*WHAT IS ASKED:* Below are records. Copy every line with "Tailwind" in it.

Entries with page source code:

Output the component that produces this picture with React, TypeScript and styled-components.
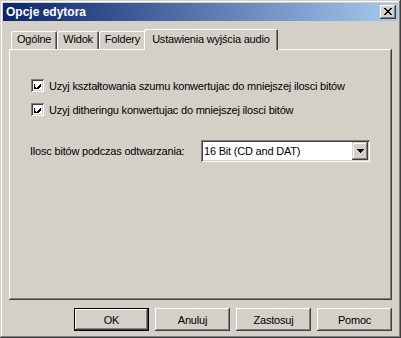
import React from 'react';
import styled, { createGlobalStyle } from 'styled-components';

const face = '#d4d0c8';
const shadow = '#808080';
const darkShadow = '#404040';

const GlobalStyle = createGlobalStyle`
  html, body {
    margin: 0;
    padding: 0;
    background: ${face};
  }
  * {
    box-sizing: border-box;
  }
`;

const Window = styled.div`
  width: 401px;
  height: 338px;
  padding: 3px;
  background: ${face};
  box-shadow: inset -1px -1px 0 ${darkShadow}, inset 1px 1px 0 ${face}, inset -2px -2px 0 ${shadow},
    inset 2px 2px 0 #ffffff;
  font-family: 'Liberation Sans', Arial, sans-serif;
  font-size: 11px;
  letter-spacing: -0.2px;
  color: #000;
  display: flex;
  flex-direction: column;
`;

const TitleBar = styled.div`
  height: 18px;
  display: flex;
  align-items: center;
  justify-content: space-between;
  padding: 0 2px 0 3px;
  background: linear-gradient(to right, #0a246a, #a6caf0);
`;

const Title = styled.span`
  color: #fff;
  font-weight: bold;
  font-size: 12px;
  letter-spacing: 0;
`;

const CloseButton = styled.div`
  width: 16px;
  height: 14px;
  background: ${face};
  box-shadow: inset -1px -1px 0 ${darkShadow}, inset 1px 1px 0 #ffffff, inset -2px -2px 0 ${shadow};
  display: flex;
  align-items: center;
  justify-content: center;
  padding-bottom: 1px;
`;

const Body = styled.div`
  flex: 1;
  display: flex;
  flex-direction: column;
  padding: 8px 6px 0 6px;
`;

const TabStrip = styled.div`
  display: flex;
  align-items: flex-end;
  height: 20px;
  padding-left: 2px;
  position: relative;
  z-index: 1;
`;

const Tab = styled.div<{ $active?: boolean }>`
  height: ${({ $active }) => ($active ? '21px' : '18px')};
  margin: ${({ $active }) => ($active ? '0 -2px -1px -2px' : '0')};
  padding: ${({ $active }) => ($active ? '4px 8px 0 8px' : '2px 6px 0 6px')};
  background: ${face};
  border-radius: 2px 2px 0 0;
  box-shadow: inset 1px 1px 0 #ffffff, inset -1px 0 0 ${darkShadow}, inset -2px 0 0 ${shadow};
  white-space: nowrap;
  line-height: 13px;
  position: relative;
  z-index: ${({ $active }) => ($active ? 2 : 1)};
`;

const Panel = styled.div`
  height: 251px;
  background: ${face};
  box-shadow: inset -1px -1px 0 ${darkShadow}, inset 1px 1px 0 #ffffff, inset -2px -2px 0 ${shadow};
  padding: 30px 22px 0 22px;
  display: flex;
  flex-direction: column;
`;

const CheckRow = styled.label`
  display: flex;
  align-items: center;
  gap: 5px;
  height: 13px;
  margin-bottom: 11px;
`;

const CheckBox = styled.span`
  width: 13px;
  height: 13px;
  flex: none;
  background: #fff;
  box-shadow: inset 1px 1px 0 ${shadow}, inset -1px -1px 0 #ffffff, inset 2px 2px 0 ${darkShadow},
    inset -2px -2px 0 ${face};
  display: flex;
  align-items: center;
  justify-content: center;
`;

const FieldRow = styled.div`
  display: flex;
  align-items: center;
  margin-top: 13px;
  height: 21px;
`;

const FieldLabel = styled.span`
  width: 172px;
  margin-left: -1px;
`;

const Combo = styled.div`
  width: 170px;
  height: 22px;
  background: #fff;
  box-shadow: inset 1px 1px 0 ${shadow}, inset -1px -1px 0 #ffffff, inset 2px 2px 0 ${darkShadow},
    inset -2px -2px 0 ${face};
  display: flex;
  align-items: center;
  padding: 2px;
`;

const ComboText = styled.span`
  flex: 1;
  padding-left: 1px;
`;

const ComboButton = styled.div`
  width: 16px;
  height: 18px;
  background: ${face};
  box-shadow: inset -1px -1px 0 ${darkShadow}, inset 1px 1px 0 ${face}, inset -2px -2px 0 ${shadow},
    inset 2px 2px 0 #ffffff;
  display: flex;
  align-items: center;
  justify-content: center;
`;

const ButtonRow = styled.div`
  display: flex;
  justify-content: flex-end;
  gap: 6px;
  margin-top: 8px;
`;

const Button = styled.div<{ $default?: boolean }>`
  width: 75px;
  height: 23px;
  display: flex;
  align-items: center;
  justify-content: center;
  background: ${face};
  box-shadow: ${({ $default }) =>
    $default
      ? `inset 0 0 0 1px #000, inset -2px -2px 0 ${darkShadow}, inset 2px 2px 0 #ffffff, inset -3px -3px 0 ${shadow}`
      : `inset -1px -1px 0 ${darkShadow}, inset 1px 1px 0 #ffffff, inset -2px -2px 0 ${shadow}`};
`;

const CheckMark = () => (
  <svg width="7" height="7" viewBox="0 0 7 7" shapeRendering="crispEdges">
    <path d="M0 2h1v3h1v1h1v-1h1v-1h1v-1h1v-1h1v3h-1v1h-1v1h-1v1h-1v1h-1v-1h-1v-1h-1z" fill="#000" />
  </svg>
);

const CloseGlyph = () => (
  <svg width="8" height="7" viewBox="0 0 8 7" shapeRendering="crispEdges">
    <path
      d="M0 0h2v1h1v1h2v-1h1v-1h2v1h-1v1h-1v1h-1v1h1v1h1v1h1v1h-2v-1h-1v-1h-2v1h-1v1h-2v-1h1v-1h1v-1h1v-1h-1v-1h-1v-1h-1z"
      fill="#000"
    />
  </svg>
);

const ArrowDown = () => (
  <svg width="7" height="4" viewBox="0 0 7 4" shapeRendering="crispEdges">
    <path d="M0 0h7v1h-1v1h-1v1h-1v1h-1v-1h-1v-1h-1v-1h-1z" fill="#000" />
  </svg>
);

const tabs = ['Ogólne', 'Widok', 'Foldery', 'Ustawienia wyjścia audio'];

export default function App() {
  return (
    <>
      <GlobalStyle />
      <Window>
        <TitleBar>
          <Title>Opcje edytora</Title>
          <CloseButton>
            <CloseGlyph />
          </CloseButton>
        </TitleBar>
        <Body>
          <TabStrip>
            {tabs.map((t, i) => (
              <Tab key={t} $active={i === tabs.length - 1}>
                {t}
              </Tab>
            ))}
          </TabStrip>
          <Panel>
            <CheckRow>
              <CheckBox>
                <CheckMark />
              </CheckBox>
              Uzyj kształtowania szumu konwertujac do mniejszej ilosci bitów
            </CheckRow>
            <CheckRow>
              <CheckBox>
                <CheckMark />
              </CheckBox>
              Uzyj ditheringu konwertujac do mniejszej ilosci bitów
            </CheckRow>
            <FieldRow>
              <FieldLabel>Ilosc bitów podczas odtwarzania:</FieldLabel>
              <Combo>
                <ComboText>16 Bit (CD and DAT)</ComboText>
                <ComboButton>
                  <ArrowDown />
                </ComboButton>
              </Combo>
            </FieldRow>
          </Panel>
          <ButtonRow>
            <Button $default>OK</Button>
            <Button>Anuluj</Button>
            <Button>Zastosuj</Button>
            <Button>Pomoc</Button>
          </ButtonRow>
        </Body>
      </Window>
    </>
  );
}
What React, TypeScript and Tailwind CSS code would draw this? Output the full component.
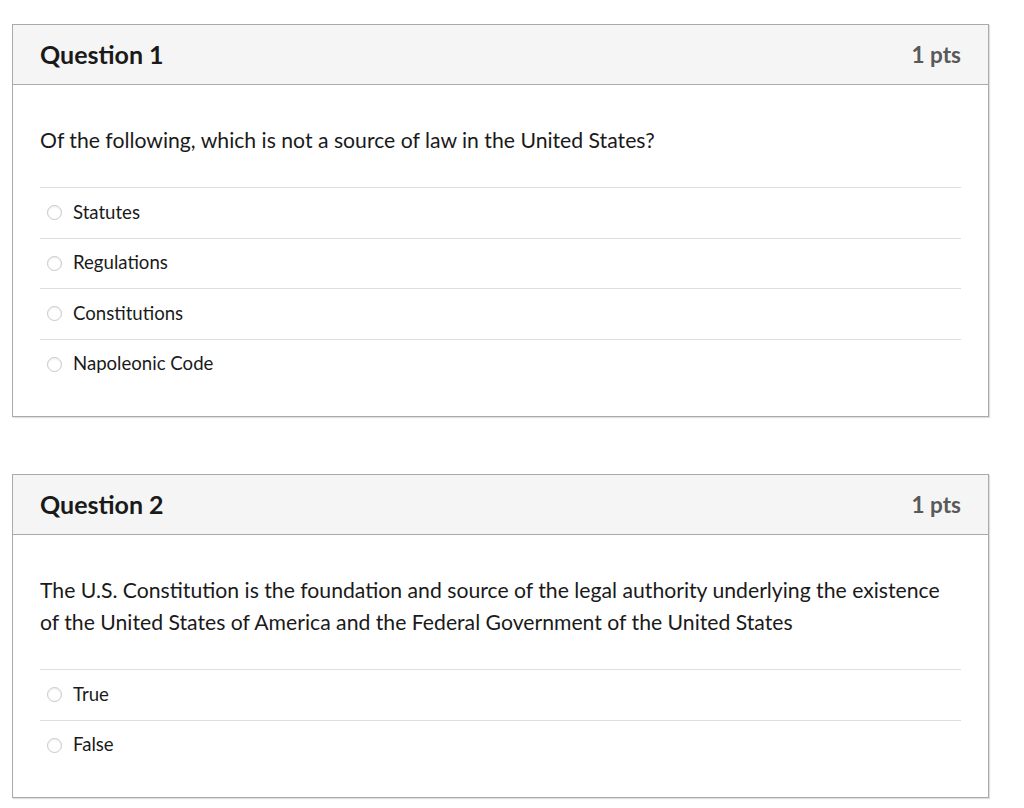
import React from "react";

type Question = {
    title: string;
    points: string;
    text: string;
    answers: string[];
};

const questions: Question[] = [
    {
        title: "Question 1",
        points: "1 pts",
        text: "Of the following, which is not a source of law in the United States?",
        answers: ["Statutes", "Regulations", "Constitutions", "Napoleonic Code"],
    },
    {
        title: "Question 2",
        points: "1 pts",
        text: "The U.S. Constitution is the foundation and source of the legal authority underlying the existence of the United States of America and the Federal Government of the United States",
        answers: ["True", "False"],
    },
];

const Radio = () => (
    <span className="w-[15px] h-[15px] rounded-full border border-[#c8c8c8] bg-white shadow-[inset_0_1px_2px_rgba(0,0,0,0.08)] shrink-0" />
);

const QuestionCard = ({ q }: { q: Question }) => {
    return (
        <div className="w-[977px] border border-[#aaaaaa] bg-white shadow-[1px_1px_1px_rgba(0,0,0,0.12)]">
            <div className="h-[60px] flex flex-row items-center justify-between px-[27px] bg-[#f5f5f5] border-b border-[#aaaaaa]">
                <h2 className="text-[25px] font-bold text-[#1a1a1a]">{q.title}</h2>
                <span className="text-[22.5px] font-bold text-[#595959]">{q.points}</span>
            </div>
            <div className="pt-[39px] pb-[27px] px-[27px]">
                <p className="text-[21.2px] leading-[32px] text-[#1a1a1a] pr-[8px]">{q.text}</p>
                <div className="mt-[31px]">
                    {q.answers.map((a) => (
                        <div key={a} className="h-[50.5px] border-t border-[#dddddd] flex flex-row items-center pl-[7px]">
                            <Radio />
                            <span className="ml-[11px] text-[18.6px] text-[#1a1a1a]">{a}</span>
                        </div>
                    ))}
                </div>
            </div>
        </div>
    );
};

const App = () => {
    return (
        <div className="w-full min-h-[808px] bg-white pt-[24px] pl-[12px] font-['Lato',sans-serif]">
            <div className="flex flex-col gap-[57px]">
                {questions.map((q) => (
                    <QuestionCard key={q.title} q={q} />
                ))}
            </div>
        </div>
    );
};

export default App;
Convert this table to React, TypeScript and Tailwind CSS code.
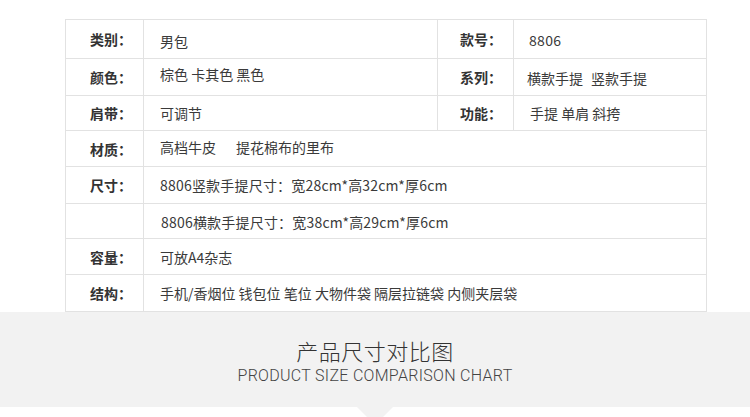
import React from "react";

const bc = "border-[#e2e2e2]";

function Label({ children, w, pl }: { children?: React.ReactNode; w: string; pl: string }) {
  return (
    <div className={`${w} ${pl} h-full shrink-0 border-r ${bc} flex items-center font-bold text-[#333]`}>
      {children}
    </div>
  );
}

function Value({ children, w, pl, extra = "" }: { children?: React.ReactNode; w: string; pl: string; extra?: string }) {
  return (
    <div className={`${w} ${pl} h-full shrink-0 border-r ${bc} flex items-center text-[#3a3a3a] whitespace-nowrap`}>
      <span className={extra}>{children}</span>
    </div>
  );
}

export default function App() {
  return (
    <div className="w-[750px] h-[417px] bg-white overflow-hidden font-['Noto_Sans_CJK_SC',sans-serif]">
      <div className="pt-[19px] pl-[65px]">
        <div className={`w-[642px] border-l border-t ${bc} text-[14px] leading-none`}>
          <div className={`h-[39px] flex border-b ${bc}`}>
            <Label w="w-[78px]" pl="pl-[24px]">类别：</Label>
            <Value w="w-[294px]" pl="pl-[16px]" extra="translate-y-[2px]">男包</Value>
            <Label w="w-[76px]" pl="pl-[22px]">款号：</Label>
            <Value w="w-[193px]" pl="pl-[15px]" extra="translate-y-[1px] tracking-[0.3px]">8806</Value>
          </div>
          <div className={`h-[37px] flex border-b ${bc}`}>
            <Label w="w-[78px]" pl="pl-[24px]">颜色：</Label>
            <Value w="w-[294px]" pl="pl-[16px]" extra="-translate-y-[3px]">棕色 卡其色 黑色</Value>
            <Label w="w-[76px]" pl="pl-[22px]">系列：</Label>
            <Value w="w-[193px]" pl="pl-[13px]" extra="translate-y-[1px]">
              横款手提<span className="ml-[8px]">竖款手提</span>
            </Value>
          </div>
          <div className={`h-[35px] flex border-b ${bc}`}>
            <Label w="w-[78px]" pl="pl-[24px]">肩带：</Label>
            <Value w="w-[294px]" pl="pl-[16px]">可调节</Value>
            <Label w="w-[76px]" pl="pl-[22px]">功能：</Label>
            <Value w="w-[193px]" pl="pl-[16px]">手提 单肩 斜挎</Value>
          </div>
          <div className={`h-[36px] flex border-b ${bc}`}>
            <Label w="w-[78px]" pl="pl-[24px]">材质：</Label>
            <Value w="w-[563px]" pl="pl-[16px]" extra="-translate-y-[2px]">
              高档牛皮<span className="ml-[20px]">提花棉布的里布</span>
            </Value>
          </div>
          <div className={`h-[37px] flex border-b ${bc}`}>
            <Label w="w-[78px]" pl="pl-[24px]">尺寸：</Label>
            <Value w="w-[563px]" pl="pl-[16px]" extra="tracking-[0.2px]">8806竖款手提尺寸：宽28cm*高32cm*厚6cm</Value>
          </div>
          <div className={`h-[35px] flex border-b ${bc}`}>
            <Label w="w-[78px]" pl="pl-[24px]"></Label>
            <Value w="w-[563px]" pl="pl-[17px]" extra="translate-y-[1px] tracking-[0.2px]">8806横款手提尺寸：宽38cm*高29cm*厚6cm</Value>
          </div>
          <div className={`h-[36px] flex border-b ${bc}`}>
            <Label w="w-[78px]" pl="pl-[24px]">容量：</Label>
            <Value w="w-[563px]" pl="pl-[16px]">可放A4杂志</Value>
          </div>
          <div className={`h-[37px] flex border-b ${bc}`}>
            <Label w="w-[78px]" pl="pl-[24px]">结构：</Label>
            <Value w="w-[563px]" pl="pl-[16px]">手机/香烟位 钱包位 笔位 大物件袋 隔层拉链袋 内侧夹层袋</Value>
          </div>
        </div>
      </div>
      <div className="h-[95px] bg-[#f2f2f2] flex flex-col items-center pt-[26px]">
        <div className="text-[22px] leading-[24px] font-light text-[#333] tracking-[0.5px]">产品尺寸对比图</div>
        <div className="mt-[5px] text-[16px] leading-[18px] font-light text-[#444] font-['Roboto',sans-serif] tracking-[0.3px]">
          PRODUCT SIZE COMPARISON CHART
        </div>
      </div>
      <div className="flex justify-center">
        <div className="w-0 h-0 border-x-[18px] border-x-transparent border-t-[18px] border-t-[#f2f2f2]" />
      </div>
    </div>
  );
}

*TASK RESPONSE:*
What React, TypeScript and Tailwind CSS code would draw this? Output the full component.
Convert this table to React, TypeScript and Tailwind CSS code.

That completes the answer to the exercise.